Monte Carlo 4D Dose-Rate Distribution for Ultra-High Dose-Rate Radiation Therapy
Abstract
Purpose
Ultra-high dose-rate (>40 Gy/s) or “FLASH” radiation therapy has the potential to improve cancer treatment through reduced radiation side effects. The purpose of this work is to create and validate a particle phase space for an electron FLASH (e-FLASH) treatment beam and investigate whether FLASH dose-rates can be achieved in clinically relevant targets through Monte Carlo (MC) 4D dose-rate distribution calculations.
Methods
10 MeV e-FLASH beams were generated on a Varian TrueBeam linac using electrons for a nominal 10 MV photon beam with the target removed, and scattering foil added in the beam path. Dose was measured with L-alanine in a 20x20x20 cm3 water phantom (100 cm SSD).
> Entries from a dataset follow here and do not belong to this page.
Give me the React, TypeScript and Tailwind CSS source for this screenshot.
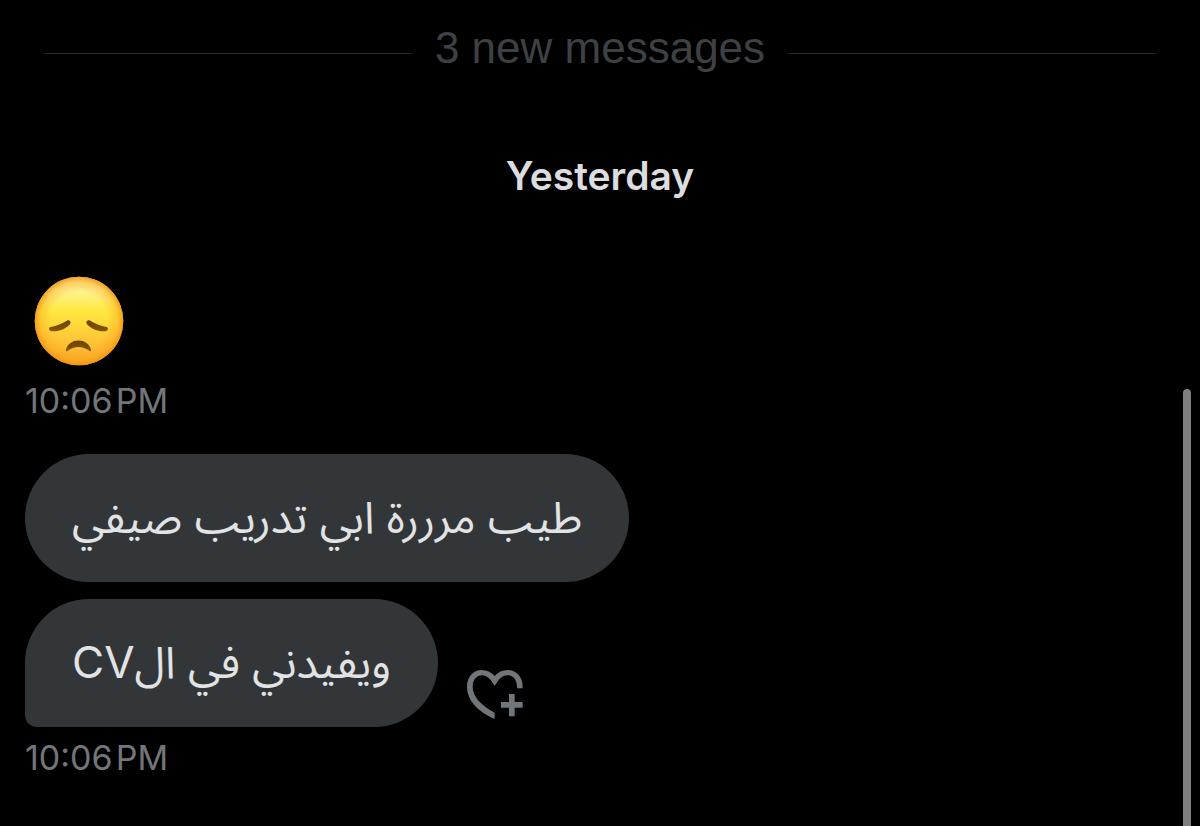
import type { ReactNode } from "react";

function DisappointedFace() {
  return (
    <svg viewBox="0 0 90 90" role="img" aria-label="Disappointed face" className="size-[90px]">
      <defs>
        <linearGradient id="skin" x1="0" y1="0" x2="0" y2="1">
          <stop offset="0" stopColor="#fdeb8e" />
          <stop offset="0.16" stopColor="#fdf291" />
          <stop offset="0.38" stopColor="#ffe93f" />
          <stop offset="0.62" stopColor="#ffd03a" />
          <stop offset="0.82" stopColor="#fdbb33" />
          <stop offset="1" stopColor="#f8a626" />
        </linearGradient>
        <radialGradient id="rim" cx="0.5" cy="0.5" r="0.5">
          <stop offset="0.65" stopColor="#f9a01b" stopOpacity="0" />
          <stop offset="0.88" stopColor="#f9a01b" stopOpacity="0.4" />
          <stop offset="1" stopColor="#f2900f" stopOpacity="0.85" />
        </radialGradient>
        <linearGradient id="feature" x1="0" y1="0" x2="0" y2="1">
          <stop offset="0" stopColor="#6b4204" />
          <stop offset="1" stopColor="#855609" />
        </linearGradient>
      </defs>
      <circle cx="45" cy="45" r="44.3" fill="url(#skin)" />
      <circle cx="45" cy="45" r="44.3" fill="url(#rim)" />
      <g fill="url(#feature)">
        <path d="M16.600 51C22.500 50 28.500 47.800 32.800 44.800C35.500 43.200 37.800 46.300 35.800 48.600C31.400 53.400 24 56 17.300 55.200C14.500 54.600 14.500 51.400 16.600 51Z" />
        <path d="M72.400 51C66.500 50 60.500 47.800 56.200 44.800C53.500 43.200 51.200 46.300 53.200 48.600C57.600 53.400 65 56 71.700 55.200C74.500 54.600 74.500 51.400 72.400 51Z" />
        <path d="M32 73.500C33.600 67.800 38.200 64.400 44.500 64.400C50.800 64.400 55.400 67.800 57 73.500C57.500 75.200 56.200 75.600 55 74.600C48.500 69.800 40.500 69.800 34 74.600C32.800 75.600 31.500 75.200 32 73.500Z" />
      </g>
    </svg>
  );
}

function HeartPlusIcon() {
  return (
    <svg viewBox="0 0 174 153" aria-hidden="true" className="h-[51px] w-[58px] fill-[#71767b]">
      <path d="M86 150V131C43 108 20 81 20 53C20 32 32 19 48 19C61 19 71 28 78 39L86 50L94 39C101 28 111 19 124 19C141 19 153 32 153 54V58H170V53C170 22 150 3 125 3C109 3 96 9 86 21C76 9 63 3 47 3C21 3 3 24 3 53C3 92 34 127 86 150Z" />
      <path d="M129 75H146V99H170V116H146V142H129V116H105V99H129Z" />
    </svg>
  );
}

function Timestamp() {
  return (
    <time dateTime="22:06" className="block text-[34px] leading-10 text-[#71767b]">
      10:06{"\u200a"}PM
    </time>
  );
}

function Bubble({ tail = false, children }: { tail?: boolean; children: ReactNode }) {
  return (
    <p
      dir="rtl"
      className={`rounded-[64px] bg-[#333639] px-[47px] pt-[31px] pb-[33px] text-[44px] leading-16 whitespace-nowrap text-[#e1e3e4] ${
        tail ? "rounded-bl-[12px]" : ""
      }`}
    >
      {children}
    </p>
  );
}

export default function App() {
  return (
    <main className="relative min-h-screen overflow-hidden bg-black px-[25px] pt-5 pb-12 font-['Inter','Noto_Sans_Arabic','DejaVu_Sans',sans-serif]">
      <div className="flex items-center gap-6 px-5">
        <span className="mt-2.5 h-px flex-1 bg-[#2a2c2f]" />
        <h2 className="font-['Liberation_Sans',sans-serif] text-[44px] leading-14 text-[#3e4144]">3 new messages</h2>
        <span className="mt-2.5 h-px flex-1 bg-[#2a2c2f]" />
      </div>

      <h3 className="mt-[76px] text-center text-[39px] leading-12 font-semibold text-[#dcdddf]">Yesterday</h3>

      <ol>
        <li className="mt-[76px]">
          <div className="px-[9px]">
            <DisappointedFace />
          </div>
          <div className="mt-[15px]">
            <Timestamp />
          </div>
        </li>
        <li className="mt-[33px] flex">
          <Bubble>طيب مرررة ابي تدريب صيفي</Bubble>
        </li>
        <li className="mt-[17px]">
          <div className="flex items-end gap-7">
            <Bubble tail>ويفيدني في الCV</Bubble>
            <button type="button" aria-label="Add reaction" className="mb-[7px]">
              <HeartPlusIcon />
            </button>
          </div>
          <div className="mt-[11px]">
            <Timestamp />
          </div>
        </li>
      </ol>

      <div aria-hidden="true" className="absolute top-[389px] right-[9px] bottom-0 w-2 rounded-t-full bg-[#7f7f7f]" />
    </main>
  );
}
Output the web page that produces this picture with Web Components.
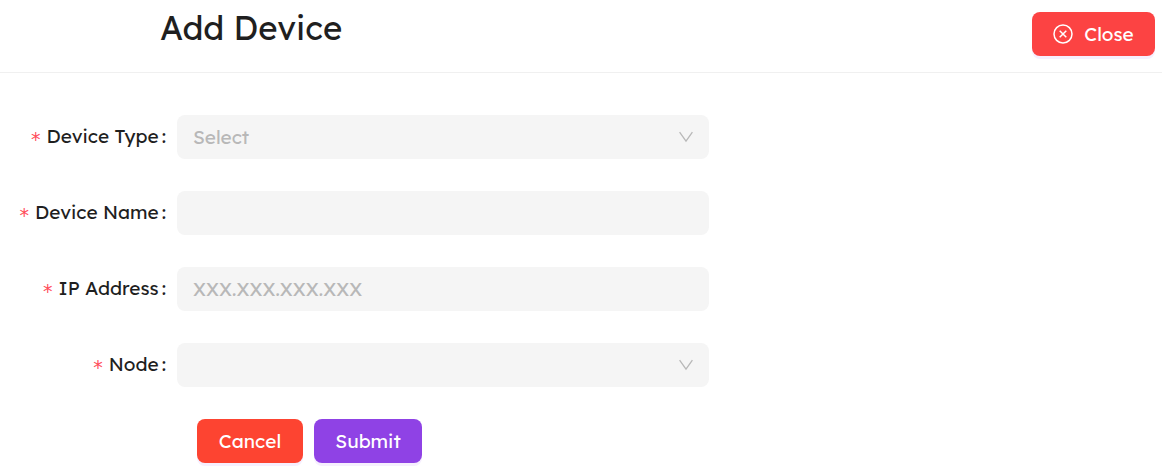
<!DOCTYPE html>
<html lang="en">
<head>
<meta charset="utf-8">
<title>Add Device</title>
<style>
  body { margin: 0; background: #fff; color: #1f1f1f; font-family: Lexend, Inter, "Open Sans", sans-serif; font-size: 19px; line-height: 28px; }
</style>
</head>
<body>
<device-page></device-page>
<script>
class BaseElement extends HTMLElement {
  render(html) {
    const t = document.createElement('template');
    t.innerHTML = html;
    this.attachShadow({ mode: 'open' }).append(t.content.cloneNode(true));
  }
}

class AppButton extends BaseElement {
  connectedCallback() {
    if (this.shadowRoot) return;
    this.render(`
      <style>
        :host { display: inline-block; }
        button { display: flex; align-items: center; justify-content: center; gap: 11px; width: 100%; height: 44px; padding: 0 20px; border: 0; border-radius: 8px; background: var(--button-color, #8f42e5); color: #fff; font: inherit; white-space: nowrap; box-shadow: 0 3px 0 #f6effe; cursor: pointer; }
        ::slotted(svg) { display: block; flex: none; }
      </style>
      <button type="button"><slot name="icon"></slot><slot></slot></button>`);
  }
}

class PageHeader extends BaseElement {
  connectedCallback() {
    if (this.shadowRoot) return;
    this.render(`
      <style>
        :host { display: block; }
        header { display: flex; align-items: flex-start; justify-content: space-between; padding: 0 7px 16px 160px; border-bottom: 1px solid #f0f0f0; }
        h1 { margin: 0; font-size: 33px; line-height: 56px; font-weight: 400; }
        .actions { padding-top: 12px; }
      </style>
      <header><h1><slot></slot></h1><div class="actions"><slot name="actions"></slot></div></header>`);
  }
}

class FormField extends BaseElement {
  connectedCallback() {
    if (this.shadowRoot) return;
    const hint = this.getAttribute('placeholder') || '';
    const control = this.getAttribute('type') === 'select'
      ? `<select id="control" required><option value="">${hint}</option></select>
         <svg width="14" height="14" viewBox="0 0 14 14" fill="none" stroke="#b8b8b8" stroke-width="1.3" aria-hidden="true"><path d="M.6 2.2 7 11.2l6.400-9"/></svg>`
      : `<input id="control" type="text" placeholder="${hint}" required>`;
    this.render(`
      <style>
        :host { display: grid; grid-template-columns: 177px minmax(0, 532px); align-items: center; }
        label { display: flex; justify-content: flex-end; padding-right: 11px; white-space: nowrap; }
        .mark { margin-right: 6px; padding-top: 3px; color: #ff4d5a; font-family: "DejaVu Sans", sans-serif; }
        .colon { margin-left: 3px; }
        .box { display: grid; align-items: center; }
        input, select { grid-area: 1 / 1; box-sizing: border-box; width: 100%; height: 44px; margin: 0; padding: 0 16px; border: 0; border-radius: 8px; background: #f5f5f5; color: #b8b8b8; font: inherit; appearance: none; }
        input { color: #1f1f1f; }
        input::placeholder { color: #b8b8b8; opacity: 1; }
        svg { grid-area: 1 / 1; justify-self: end; margin-right: 16px; pointer-events: none; }
      </style>
      <label for="control"><span class="mark">*</span><span>${this.getAttribute('label')}</span><span class="colon">:</span></label>
      <div class="box">${control}</div>`);
  }
}

class DevicePage extends BaseElement {
  connectedCallback() {
    if (this.shadowRoot) return;
    this.render(`
      <style>
        :host { display: block; }
        form { display: flex; flex-direction: column; gap: 32px; padding: 42px 0 9px; }
        .buttons { display: flex; gap: 11px; padding-left: 197px; }
        .close { --button-color: #fc4343; width: 123px; }
        .cancel { --button-color: #fd4431; width: 106px; }
        .submit { width: 108px; }
      </style>
      <page-header>Add Device
        <app-button class="close" slot="actions">
          <svg slot="icon" width="20" height="20" viewBox="0 0 20 20" fill="none" stroke="#fff" stroke-width="1.5" aria-hidden="true"><circle cx="10" cy="10" r="9"/><path d="m6.700 6.700 6.600 6.600m0-6.600-6.600 6.600"/></svg>Close</app-button>
      </page-header>
      <form>
        <form-field type="select" label="Device Type" placeholder="Select"></form-field>
        <form-field label="Device Name"></form-field>
        <form-field label="IP Address" placeholder="XXX.XXX.XXX.XXX"></form-field>
        <form-field type="select" label="Node"></form-field>
        <div class="buttons"><app-button class="cancel">Cancel</app-button><app-button class="submit">Submit</app-button></div>
      </form>`);
  }
}

customElements.define('app-button', AppButton);
customElements.define('page-header', PageHeader);
customElements.define('form-field', FormField);
customElements.define('device-page', DevicePage);
</script>
</body>
</html>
Beam delivery was controlled via pulse counting, achieving a dose-rate of 59.13 Gy/s (2 cm depth). A 10 MeV electron phase space was obtained from Varian recorded upstream of the linac jaws. Particle transport through the jaws, MLCs and electron applicator was simulated using BEAMnrc. DOSXYZnrc simulated dose delivery to a 20x20x20 cm3 water phantom, for tuning MC calculations, as well as planning treatment volumes (PTVs) of two skin lesions (5 cm and 3.5 cm deep). The prescribed doses (60 Gy and 50 Gy) were delivered in one fraction by a 10x10 cm2 electron field, in 1.01 s and in 0.85 s respectively.
Results
Errors in total MC dose were below 5%. Dose-rates above 40 Gy/s (lower bound for FLASH effect) were achieved only up to a depth of 4 cm, or in 80% of one PTV volume and 95% of the other.
Conclusion
This 10 MeV e-FLASH beam is only able to achieve FLASH dose-rates in PTVs shallower than 4 cm. However, we demonstrated a proof-of-concept method for validating clinical FLASH beams and calculating instantaneous dose-rate distribution for treatment planning. Future work will investigate other clinical sites and beam modalities.